— DATASET CONTENT —
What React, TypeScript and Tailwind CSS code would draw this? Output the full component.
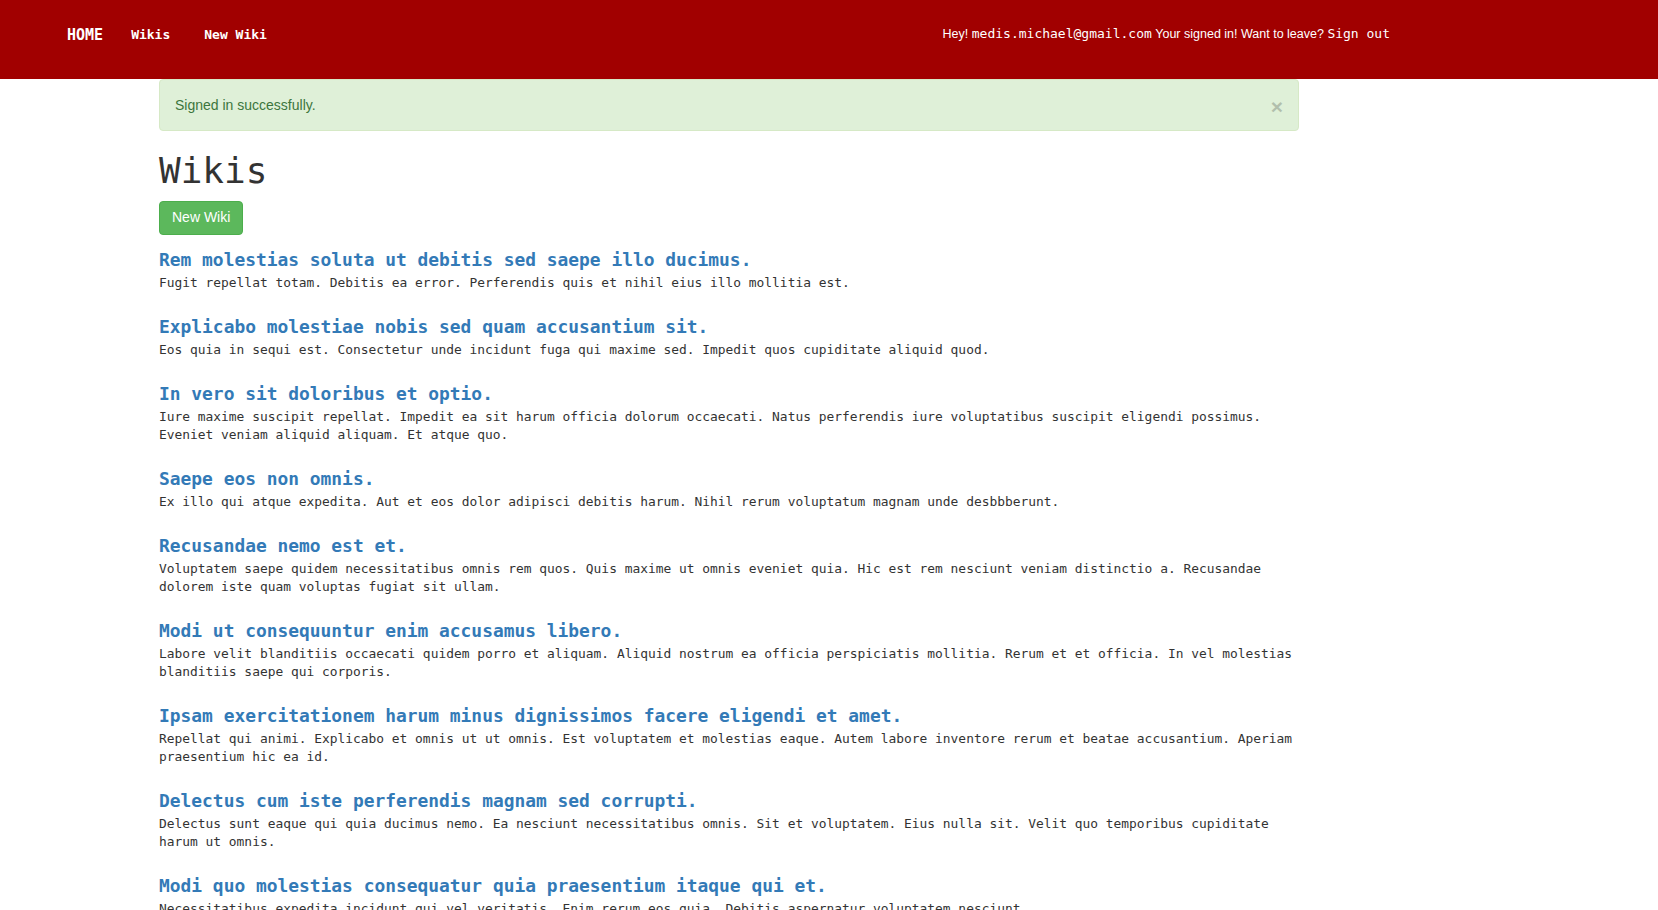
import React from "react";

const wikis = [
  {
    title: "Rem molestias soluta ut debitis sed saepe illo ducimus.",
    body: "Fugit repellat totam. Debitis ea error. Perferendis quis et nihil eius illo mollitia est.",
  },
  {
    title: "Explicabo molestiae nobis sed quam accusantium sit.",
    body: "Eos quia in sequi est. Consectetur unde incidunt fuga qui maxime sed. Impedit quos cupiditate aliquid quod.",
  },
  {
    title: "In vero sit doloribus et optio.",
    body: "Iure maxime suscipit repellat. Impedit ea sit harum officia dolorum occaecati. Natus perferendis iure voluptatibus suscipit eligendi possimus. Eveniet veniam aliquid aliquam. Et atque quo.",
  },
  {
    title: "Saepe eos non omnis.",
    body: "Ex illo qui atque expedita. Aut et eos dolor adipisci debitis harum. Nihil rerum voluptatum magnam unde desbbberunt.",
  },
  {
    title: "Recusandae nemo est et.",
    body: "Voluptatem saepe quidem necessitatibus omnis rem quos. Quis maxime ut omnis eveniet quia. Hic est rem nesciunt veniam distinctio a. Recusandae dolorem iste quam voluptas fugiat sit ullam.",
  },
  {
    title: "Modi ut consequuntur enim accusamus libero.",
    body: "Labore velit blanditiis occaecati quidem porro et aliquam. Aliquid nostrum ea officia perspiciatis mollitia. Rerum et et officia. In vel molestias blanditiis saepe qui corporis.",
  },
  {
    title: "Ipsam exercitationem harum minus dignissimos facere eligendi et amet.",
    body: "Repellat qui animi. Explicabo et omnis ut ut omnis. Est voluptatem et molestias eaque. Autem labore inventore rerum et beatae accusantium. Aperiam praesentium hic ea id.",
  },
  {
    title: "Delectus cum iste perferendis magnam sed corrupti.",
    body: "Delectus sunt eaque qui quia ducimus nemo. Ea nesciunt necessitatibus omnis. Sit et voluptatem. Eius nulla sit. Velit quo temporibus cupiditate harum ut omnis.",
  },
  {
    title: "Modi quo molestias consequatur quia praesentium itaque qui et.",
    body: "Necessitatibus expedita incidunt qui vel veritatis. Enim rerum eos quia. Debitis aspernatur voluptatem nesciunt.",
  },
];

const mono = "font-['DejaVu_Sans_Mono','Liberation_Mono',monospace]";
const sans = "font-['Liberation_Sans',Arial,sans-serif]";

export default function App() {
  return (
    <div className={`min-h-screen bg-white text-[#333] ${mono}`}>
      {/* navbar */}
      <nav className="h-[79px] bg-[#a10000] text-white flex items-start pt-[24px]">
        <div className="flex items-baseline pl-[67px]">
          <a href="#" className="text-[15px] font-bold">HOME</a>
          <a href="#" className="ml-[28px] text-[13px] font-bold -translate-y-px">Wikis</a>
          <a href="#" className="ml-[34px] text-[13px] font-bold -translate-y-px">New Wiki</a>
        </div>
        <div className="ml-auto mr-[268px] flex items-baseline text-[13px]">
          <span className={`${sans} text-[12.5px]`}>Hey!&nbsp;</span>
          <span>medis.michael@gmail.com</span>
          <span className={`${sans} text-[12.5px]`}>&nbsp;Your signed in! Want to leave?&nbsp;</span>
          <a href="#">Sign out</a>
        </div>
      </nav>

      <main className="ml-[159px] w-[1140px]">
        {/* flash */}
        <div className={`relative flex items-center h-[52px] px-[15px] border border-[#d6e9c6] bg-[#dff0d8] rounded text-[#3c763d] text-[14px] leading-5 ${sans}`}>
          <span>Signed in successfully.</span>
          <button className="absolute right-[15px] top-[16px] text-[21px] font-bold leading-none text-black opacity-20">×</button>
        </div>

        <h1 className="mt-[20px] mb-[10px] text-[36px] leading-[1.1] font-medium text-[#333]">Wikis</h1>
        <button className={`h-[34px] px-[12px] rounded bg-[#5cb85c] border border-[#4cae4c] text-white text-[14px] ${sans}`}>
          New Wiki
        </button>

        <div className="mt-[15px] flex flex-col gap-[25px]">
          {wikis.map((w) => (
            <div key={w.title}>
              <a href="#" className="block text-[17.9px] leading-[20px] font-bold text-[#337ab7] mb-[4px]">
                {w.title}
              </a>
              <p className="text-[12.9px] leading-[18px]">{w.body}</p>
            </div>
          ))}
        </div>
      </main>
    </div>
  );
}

— PROMPT —
Leave out the pictures and restate everything else word for word.

— EXERCISE SOLUTION —
What React, TypeScript and Tailwind CSS code would draw this? Output the full component.
import React from "react";

const wikis = [
  {
    title: "Rem molestias soluta ut debitis sed saepe illo ducimus.",
    body: "Fugit repellat totam. Debitis ea error. Perferendis quis et nihil eius illo mollitia est.",
  },
  {
    title: "Explicabo molestiae nobis sed quam accusantium sit.",
    body: "Eos quia in sequi est. Consectetur unde incidunt fuga qui maxime sed. Impedit quos cupiditate aliquid quod.",
  },
  {
    title: "In vero sit doloribus et optio.",
    body: "Iure maxime suscipit repellat. Impedit ea sit harum officia dolorum occaecati. Natus perferendis iure voluptatibus suscipit eligendi possimus. Eveniet veniam aliquid aliquam. Et atque quo.",
  },
  {
    title: "Saepe eos non omnis.",
    body: "Ex illo qui atque expedita. Aut et eos dolor adipisci debitis harum. Nihil rerum voluptatum magnam unde desbbberunt.",
  },
  {
    title: "Recusandae nemo est et.",
    body: "Voluptatem saepe quidem necessitatibus omnis rem quos. Quis maxime ut omnis eveniet quia. Hic est rem nesciunt veniam distinctio a. Recusandae dolorem iste quam voluptas fugiat sit ullam.",
  },
  {
    title: "Modi ut consequuntur enim accusamus libero.",
    body: "Labore velit blanditiis occaecati quidem porro et aliquam. Aliquid nostrum ea officia perspiciatis mollitia. Rerum et et officia. In vel molestias blanditiis saepe qui corporis.",
  },
  {
    title: "Ipsam exercitationem harum minus dignissimos facere eligendi et amet.",
    body: "Repellat qui animi. Explicabo et omnis ut ut omnis. Est voluptatem et molestias eaque. Autem labore inventore rerum et beatae accusantium. Aperiam praesentium hic ea id.",
  },
  {
    title: "Delectus cum iste perferendis magnam sed corrupti.",
    body: "Delectus sunt eaque qui quia ducimus nemo. Ea nesciunt necessitatibus omnis. Sit et voluptatem. Eius nulla sit. Velit quo temporibus cupiditate harum ut omnis.",
  },
  {
    title: "Modi quo molestias consequatur quia praesentium itaque qui et.",
    body: "Necessitatibus expedita incidunt qui vel veritatis. Enim rerum eos quia. Debitis aspernatur voluptatem nesciunt.",
  },
];

const mono = "font-['DejaVu_Sans_Mono','Liberation_Mono',monospace]";
const sans = "font-['Liberation_Sans',Arial,sans-serif]";

export default function App() {
  return (
    <div className={`min-h-screen bg-white text-[#333] ${mono}`}>
      {/* navbar */}
      <nav className="h-[79px] bg-[#a10000] text-white flex items-start pt-[24px]">
        <div className="flex items-baseline pl-[67px]">
          <a href="#" className="text-[15px] font-bold">HOME</a>
          <a href="#" className="ml-[28px] text-[13px] font-bold -translate-y-px">Wikis</a>
          <a href="#" className="ml-[34px] text-[13px] font-bold -translate-y-px">New Wiki</a>
        </div>
        <div className="ml-auto mr-[268px] flex items-baseline text-[13px]">
          <span className={`${sans} text-[12.5px]`}>Hey!&nbsp;</span>
          <span>medis.michael@gmail.com</span>
          <span className={`${sans} text-[12.5px]`}>&nbsp;Your signed in! Want to leave?&nbsp;</span>
          <a href="#">Sign out</a>
        </div>
      </nav>

      <main className="ml-[159px] w-[1140px]">
        {/* flash */}
        <div className={`relative flex items-center h-[52px] px-[15px] border border-[#d6e9c6] bg-[#dff0d8] rounded text-[#3c763d] text-[14px] leading-5 ${sans}`}>
          <span>Signed in successfully.</span>
          <button className="absolute right-[15px] top-[16px] text-[21px] font-bold leading-none text-black opacity-20">×</button>
        </div>

        <h1 className="mt-[20px] mb-[10px] text-[36px] leading-[1.1] font-medium text-[#333]">Wikis</h1>
        <button className={`h-[34px] px-[12px] rounded bg-[#5cb85c] border border-[#4cae4c] text-white text-[14px] ${sans}`}>
          New Wiki
        </button>

        <div className="mt-[15px] flex flex-col gap-[25px]">
          {wikis.map((w) => (
            <div key={w.title}>
              <a href="#" className="block text-[17.9px] leading-[20px] font-bold text-[#337ab7] mb-[4px]">
                {w.title}
              </a>
              <p className="text-[12.9px] leading-[18px]">{w.body}</p>
            </div>
          ))}
        </div>
      </main>
    </div>
  );
}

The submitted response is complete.